Will you output all of the data below exactly, omitting the images?

_ _ _ _

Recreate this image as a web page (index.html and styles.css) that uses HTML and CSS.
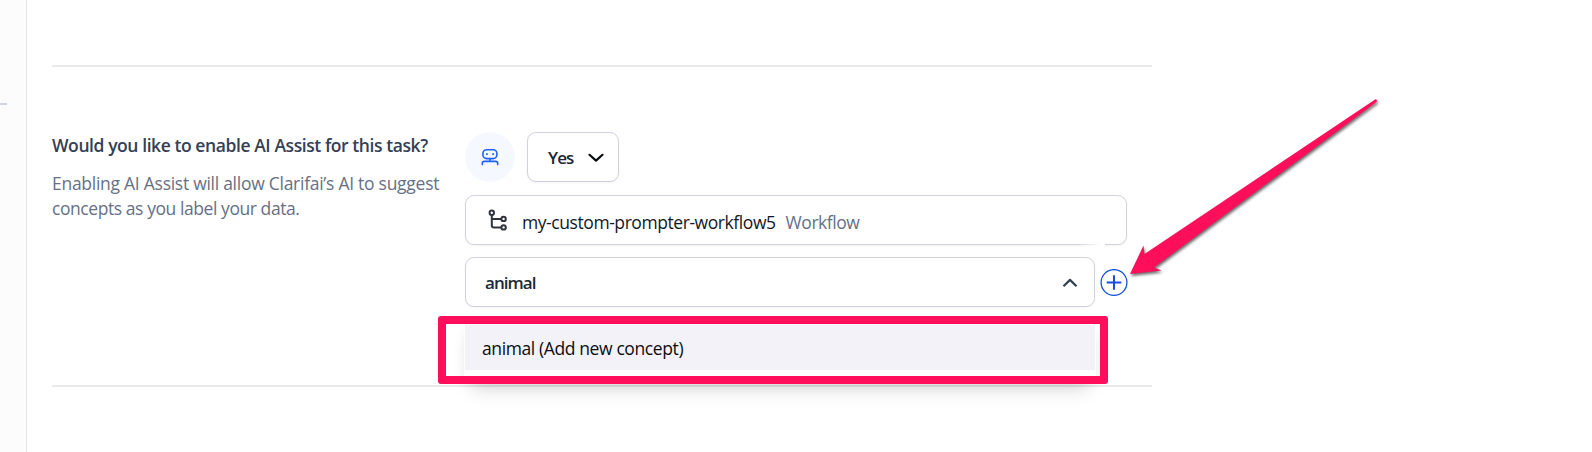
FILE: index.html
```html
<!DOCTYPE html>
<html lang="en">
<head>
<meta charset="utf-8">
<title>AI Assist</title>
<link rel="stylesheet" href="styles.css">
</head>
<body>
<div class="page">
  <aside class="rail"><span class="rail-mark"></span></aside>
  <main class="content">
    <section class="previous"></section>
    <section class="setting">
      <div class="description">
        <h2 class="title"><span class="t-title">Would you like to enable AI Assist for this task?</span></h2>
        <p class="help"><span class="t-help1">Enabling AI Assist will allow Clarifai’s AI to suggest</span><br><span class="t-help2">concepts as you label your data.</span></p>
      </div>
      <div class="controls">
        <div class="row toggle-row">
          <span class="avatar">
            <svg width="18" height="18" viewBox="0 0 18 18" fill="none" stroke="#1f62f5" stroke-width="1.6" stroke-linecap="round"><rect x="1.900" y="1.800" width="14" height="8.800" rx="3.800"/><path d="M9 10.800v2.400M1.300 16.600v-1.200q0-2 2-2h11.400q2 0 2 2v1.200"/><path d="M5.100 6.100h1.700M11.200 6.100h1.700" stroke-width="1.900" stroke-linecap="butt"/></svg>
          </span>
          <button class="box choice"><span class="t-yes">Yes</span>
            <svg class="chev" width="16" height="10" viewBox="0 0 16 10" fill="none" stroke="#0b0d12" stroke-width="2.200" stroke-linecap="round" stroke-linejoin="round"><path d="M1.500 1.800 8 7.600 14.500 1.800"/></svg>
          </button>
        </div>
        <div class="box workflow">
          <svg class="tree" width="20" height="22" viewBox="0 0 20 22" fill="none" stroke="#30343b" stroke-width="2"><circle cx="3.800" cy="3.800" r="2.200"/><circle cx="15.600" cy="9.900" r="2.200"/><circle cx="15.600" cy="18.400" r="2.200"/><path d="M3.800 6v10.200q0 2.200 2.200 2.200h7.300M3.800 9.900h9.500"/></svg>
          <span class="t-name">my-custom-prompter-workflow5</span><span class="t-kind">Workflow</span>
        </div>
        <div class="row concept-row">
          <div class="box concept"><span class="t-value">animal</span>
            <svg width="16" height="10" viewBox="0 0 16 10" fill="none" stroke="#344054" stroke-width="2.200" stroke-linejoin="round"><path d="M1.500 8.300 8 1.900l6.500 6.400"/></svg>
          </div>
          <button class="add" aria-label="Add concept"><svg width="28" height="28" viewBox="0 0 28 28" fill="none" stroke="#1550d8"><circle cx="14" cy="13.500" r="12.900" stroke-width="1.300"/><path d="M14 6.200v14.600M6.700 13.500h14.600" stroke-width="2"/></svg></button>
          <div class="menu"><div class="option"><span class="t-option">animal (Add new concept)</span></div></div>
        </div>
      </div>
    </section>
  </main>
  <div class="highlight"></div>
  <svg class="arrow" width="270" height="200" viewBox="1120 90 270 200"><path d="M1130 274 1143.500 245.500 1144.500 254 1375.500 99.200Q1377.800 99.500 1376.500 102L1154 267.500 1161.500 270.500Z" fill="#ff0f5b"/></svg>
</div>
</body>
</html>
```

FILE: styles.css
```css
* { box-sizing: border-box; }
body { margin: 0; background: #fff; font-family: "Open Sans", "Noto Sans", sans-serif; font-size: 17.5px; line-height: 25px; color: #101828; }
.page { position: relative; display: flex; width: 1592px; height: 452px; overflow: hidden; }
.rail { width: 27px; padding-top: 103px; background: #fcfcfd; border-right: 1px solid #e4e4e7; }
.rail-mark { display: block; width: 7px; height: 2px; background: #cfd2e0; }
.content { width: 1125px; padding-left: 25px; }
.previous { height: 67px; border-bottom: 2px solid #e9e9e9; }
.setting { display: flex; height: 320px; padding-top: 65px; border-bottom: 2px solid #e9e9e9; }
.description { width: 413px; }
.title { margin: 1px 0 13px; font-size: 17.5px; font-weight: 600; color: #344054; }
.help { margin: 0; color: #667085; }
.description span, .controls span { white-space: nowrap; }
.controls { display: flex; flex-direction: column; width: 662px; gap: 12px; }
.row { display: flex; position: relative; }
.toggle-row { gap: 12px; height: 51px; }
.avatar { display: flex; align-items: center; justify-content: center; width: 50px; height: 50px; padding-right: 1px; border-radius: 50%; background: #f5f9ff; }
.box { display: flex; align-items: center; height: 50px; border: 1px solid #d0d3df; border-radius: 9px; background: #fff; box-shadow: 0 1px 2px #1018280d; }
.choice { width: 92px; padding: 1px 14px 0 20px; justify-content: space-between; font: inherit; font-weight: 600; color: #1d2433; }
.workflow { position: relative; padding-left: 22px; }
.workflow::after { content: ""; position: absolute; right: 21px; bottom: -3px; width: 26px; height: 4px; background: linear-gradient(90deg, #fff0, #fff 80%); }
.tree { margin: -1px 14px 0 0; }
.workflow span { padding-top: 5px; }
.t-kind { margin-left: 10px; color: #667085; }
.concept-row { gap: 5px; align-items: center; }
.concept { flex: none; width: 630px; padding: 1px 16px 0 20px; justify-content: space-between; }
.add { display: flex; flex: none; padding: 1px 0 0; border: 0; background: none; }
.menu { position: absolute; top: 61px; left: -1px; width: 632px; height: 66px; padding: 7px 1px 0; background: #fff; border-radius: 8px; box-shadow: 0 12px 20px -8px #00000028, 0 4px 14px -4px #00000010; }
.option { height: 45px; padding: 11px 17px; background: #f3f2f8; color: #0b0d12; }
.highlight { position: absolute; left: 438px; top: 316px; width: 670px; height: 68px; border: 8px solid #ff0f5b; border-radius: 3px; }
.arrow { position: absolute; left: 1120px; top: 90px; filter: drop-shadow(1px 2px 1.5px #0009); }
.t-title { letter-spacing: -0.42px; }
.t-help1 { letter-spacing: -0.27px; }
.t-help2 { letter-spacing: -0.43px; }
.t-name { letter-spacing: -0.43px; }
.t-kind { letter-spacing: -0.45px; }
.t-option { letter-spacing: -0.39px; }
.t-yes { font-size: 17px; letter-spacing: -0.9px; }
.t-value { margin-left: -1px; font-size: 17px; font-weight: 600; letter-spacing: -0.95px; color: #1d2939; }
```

_ _ _ _

Written answer
Recreate this image as a web page (index.html and styles.css) that uses HTML and CSS.
FILE: index.html
```html
<!DOCTYPE html>
<html lang="en">
<head>
<meta charset="utf-8">
<title>AI Assist</title>
<link rel="stylesheet" href="styles.css">
</head>
<body>
<div class="page">
  <aside class="rail"><span class="rail-mark"></span></aside>
  <main class="content">
    <section class="previous"></section>
    <section class="setting">
      <div class="description">
        <h2 class="title"><span class="t-title">Would you like to enable AI Assist for this task?</span></h2>
        <p class="help"><span class="t-help1">Enabling AI Assist will allow Clarifai’s AI to suggest</span><br><span class="t-help2">concepts as you label your data.</span></p>
      </div>
      <div class="controls">
        <div class="row toggle-row">
          <span class="avatar">
            <svg width="18" height="18" viewBox="0 0 18 18" fill="none" stroke="#1f62f5" stroke-width="1.6" stroke-linecap="round"><rect x="1.900" y="1.800" width="14" height="8.800" rx="3.800"/><path d="M9 10.800v2.400M1.300 16.600v-1.200q0-2 2-2h11.400q2 0 2 2v1.200"/><path d="M5.100 6.100h1.700M11.200 6.100h1.700" stroke-width="1.900" stroke-linecap="butt"/></svg>
          </span>
          <button class="box choice"><span class="t-yes">Yes</span>
            <svg class="chev" width="16" height="10" viewBox="0 0 16 10" fill="none" stroke="#0b0d12" stroke-width="2.200" stroke-linecap="round" stroke-linejoin="round"><path d="M1.500 1.800 8 7.600 14.500 1.800"/></svg>
          </button>
        </div>
        <div class="box workflow">
          <svg class="tree" width="20" height="22" viewBox="0 0 20 22" fill="none" stroke="#30343b" stroke-width="2"><circle cx="3.800" cy="3.800" r="2.200"/><circle cx="15.600" cy="9.900" r="2.200"/><circle cx="15.600" cy="18.400" r="2.200"/><path d="M3.800 6v10.200q0 2.200 2.200 2.200h7.300M3.800 9.900h9.500"/></svg>
          <span class="t-name">my-custom-prompter-workflow5</span><span class="t-kind">Workflow</span>
        </div>
        <div class="row concept-row">
          <div class="box concept"><span class="t-value">animal</span>
            <svg width="16" height="10" viewBox="0 0 16 10" fill="none" stroke="#344054" stroke-width="2.200" stroke-linejoin="round"><path d="M1.500 8.300 8 1.900l6.500 6.400"/></svg>
          </div>
          <button class="add" aria-label="Add concept"><svg width="28" height="28" viewBox="0 0 28 28" fill="none" stroke="#1550d8"><circle cx="14" cy="13.500" r="12.900" stroke-width="1.300"/><path d="M14 6.200v14.600M6.700 13.500h14.600" stroke-width="2"/></svg></button>
          <div class="menu"><div class="option"><span class="t-option">animal (Add new concept)</span></div></div>
        </div>
      </div>
    </section>
  </main>
  <div class="highlight"></div>
  <svg class="arrow" width="270" height="200" viewBox="1120 90 270 200"><path d="M1130 274 1143.500 245.500 1144.500 254 1375.500 99.200Q1377.800 99.500 1376.500 102L1154 267.500 1161.500 270.500Z" fill="#ff0f5b"/></svg>
</div>
</body>
</html>
```

FILE: styles.css
```css
* { box-sizing: border-box; }
body { margin: 0; background: #fff; font-family: "Open Sans", "Noto Sans", sans-serif; font-size: 17.5px; line-height: 25px; color: #101828; }
.page { position: relative; display: flex; width: 1592px; height: 452px; overflow: hidden; }
.rail { width: 27px; padding-top: 103px; background: #fcfcfd; border-right: 1px solid #e4e4e7; }
.rail-mark { display: block; width: 7px; height: 2px; background: #cfd2e0; }
.content { width: 1125px; padding-left: 25px; }
.previous { height: 67px; border-bottom: 2px solid #e9e9e9; }
.setting { display: flex; height: 320px; padding-top: 65px; border-bottom: 2px solid #e9e9e9; }
.description { width: 413px; }
.title { margin: 1px 0 13px; font-size: 17.5px; font-weight: 600; color: #344054; }
.help { margin: 0; color: #667085; }
.description span, .controls span { white-space: nowrap; }
.controls { display: flex; flex-direction: column; width: 662px; gap: 12px; }
.row { display: flex; position: relative; }
.toggle-row { gap: 12px; height: 51px; }
.avatar { display: flex; align-items: center; justify-content: center; width: 50px; height: 50px; padding-right: 1px; border-radius: 50%; background: #f5f9ff; }
.box { display: flex; align-items: center; height: 50px; border: 1px solid #d0d3df; border-radius: 9px; background: #fff; box-shadow: 0 1px 2px #1018280d; }
.choice { width: 92px; padding: 1px 14px 0 20px; justify-content: space-between; font: inherit; font-weight: 600; color: #1d2433; }
.workflow { position: relative; padding-left: 22px; }
.workflow::after { content: ""; position: absolute; right: 21px; bottom: -3px; width: 26px; height: 4px; background: linear-gradient(90deg, #fff0, #fff 80%); }
.tree { margin: -1px 14px 0 0; }
.workflow span { padding-top: 5px; }
.t-kind { margin-left: 10px; color: #667085; }
.concept-row { gap: 5px; align-items: center; }
.concept { flex: none; width: 630px; padding: 1px 16px 0 20px; justify-content: space-between; }
.add { display: flex; flex: none; padding: 1px 0 0; border: 0; background: none; }
.menu { position: absolute; top: 61px; left: -1px; width: 632px; height: 66px; padding: 7px 1px 0; background: #fff; border-radius: 8px; box-shadow: 0 12px 20px -8px #00000028, 0 4px 14px -4px #00000010; }
.option { height: 45px; padding: 11px 17px; background: #f3f2f8; color: #0b0d12; }
.highlight { position: absolute; left: 438px; top: 316px; width: 670px; height: 68px; border: 8px solid #ff0f5b; border-radius: 3px; }
.arrow { position: absolute; left: 1120px; top: 90px; filter: drop-shadow(1px 2px 1.5px #0009); }
.t-title { letter-spacing: -0.42px; }
.t-help1 { letter-spacing: -0.27px; }
.t-help2 { letter-spacing: -0.43px; }
.t-name { letter-spacing: -0.43px; }
.t-kind { letter-spacing: -0.45px; }
.t-option { letter-spacing: -0.39px; }
.t-yes { font-size: 17px; letter-spacing: -0.9px; }
.t-value { margin-left: -1px; font-size: 17px; font-weight: 600; letter-spacing: -0.95px; color: #1d2939; }
```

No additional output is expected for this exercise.